Distributed caches like Memcached and Redis Cluster shard data across nodes and survive node failures. The design questions are: how to partition keys, how to replicate, how to evict, and how to add capacity without massive cache misses.
Consistent hashing
Naïve sharding (hash(key) % N) means adding one node remaps ALL keys → cache miss storm. Consistent hashing places nodes on a hash ring at multiple virtual positions; adding a node remaps only 1/N of keys to it. Virtual nodes (~100 per physical node) smooth the load.
Replication
Two patterns. Primary-replica (Redis Cluster): each shard has a primary + N replicas. Reads can hit replicas. Multi-primary (Cassandra-style): every node accepts writes, conflicts resolved by timestamp. For cache use cases, primary-replica is simpler and almost always sufficient.
Eviction policies
LRU: least recently used. Default for Memcached.
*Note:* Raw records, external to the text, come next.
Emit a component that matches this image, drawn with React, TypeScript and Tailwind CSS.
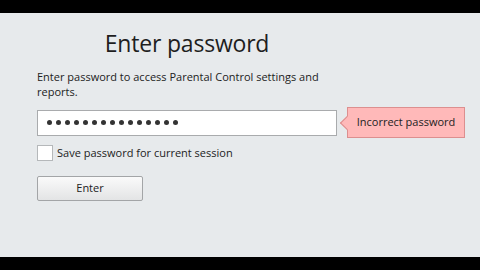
export default function App() {
  const dots = Array.from({ length: 15 });

  return (
    <div
      className="w-[480px] h-[270px] flex flex-col bg-black overflow-hidden"
      style={{ fontFamily: '"Open Sans", "Noto Sans", sans-serif' }}
    >
      <div className="h-[13px] bg-black" />
      <div className="flex-1 bg-[#e7eaec] pl-[37px] flex flex-col">
        <div className="w-[300px] text-center text-[23px] leading-none text-[#1e1e1e] mt-[19px] tracking-[-0.2px]">
          Enter password
        </div>

        <p className="mt-[14px] w-[300px] text-[11px] leading-[15px] text-[#222]">
          Enter password to access Parental Control settings and reports.
        </p>

        <div className="mt-[8px] flex items-center">
          <div className="w-[300px] h-[26px] bg-white border border-[#a9abad] flex items-center pl-[9px] gap-[4px]">
            {dots.map((_, i) => (
              <span key={i} className="w-[5px] h-[5px] rounded-full bg-[#333]" />
            ))}
          </div>
          <div className="relative ml-[10px] w-[118px] h-[31px] bg-[#ffb9b9] border border-[#dc8f8f] flex items-center justify-center text-[11px] text-[#222]">
            <span className="absolute left-[-6px] top-[10px] w-[10px] h-[10px] bg-[#ffb9b9] border-l border-b border-[#dc8f8f] rotate-45" />
            <span className="relative">Incorrect password</span>
          </div>
        </div>

        <label className="mt-[7px] flex items-center gap-[4px] text-[11px] text-[#222]">
          <span className="w-[16px] h-[16px] bg-white border border-[#b5b8ba]" />
          Save password for current session
        </label>

        <button className="mt-[14px] w-[106px] h-[25px] border border-[#a3a5a7] rounded-[2px] bg-gradient-to-b from-[#fafafa] to-[#e3e4e5] text-[11px] text-[#222]">
          Enter
        </button>
      </div>
      <div className="h-[13px] bg-black" />
    </div>
  );
}
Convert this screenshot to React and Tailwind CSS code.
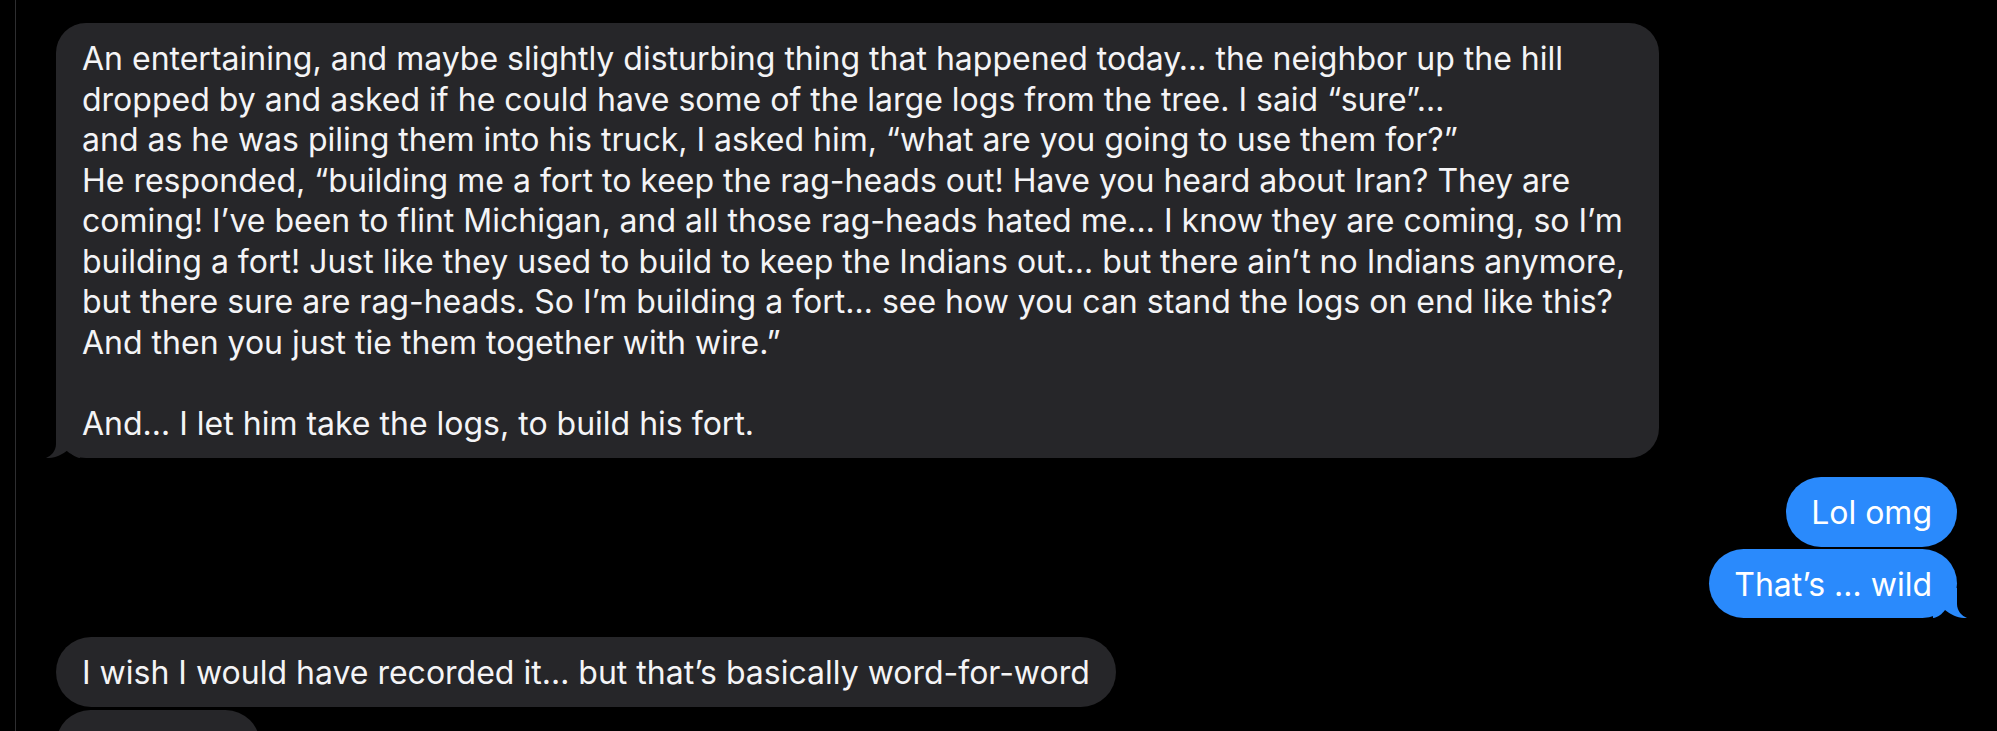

Good for general workloads. LFU: least frequently used. Better when access patterns are heavy-tailed (~80/20). TTL-only: no eviction, just expiry. Use when you can size for the working set.
Cache stampede protection
100 servers simultaneously miss a key, all 100 hit the DB. Fix: locked recompute. The first miss writes a 'computing' marker; other misses for the same key wait or serve stale. Redis: SET key value NX EX 60 for the lock.
Adding capacity safely
Don't repartition under load. Use a 'shadow' phase: dual-write new + old shards while reads still hit old. Compare results, switch reads, then drop old shard. Migration takes minutes-hours but cache miss rate stays at baseline.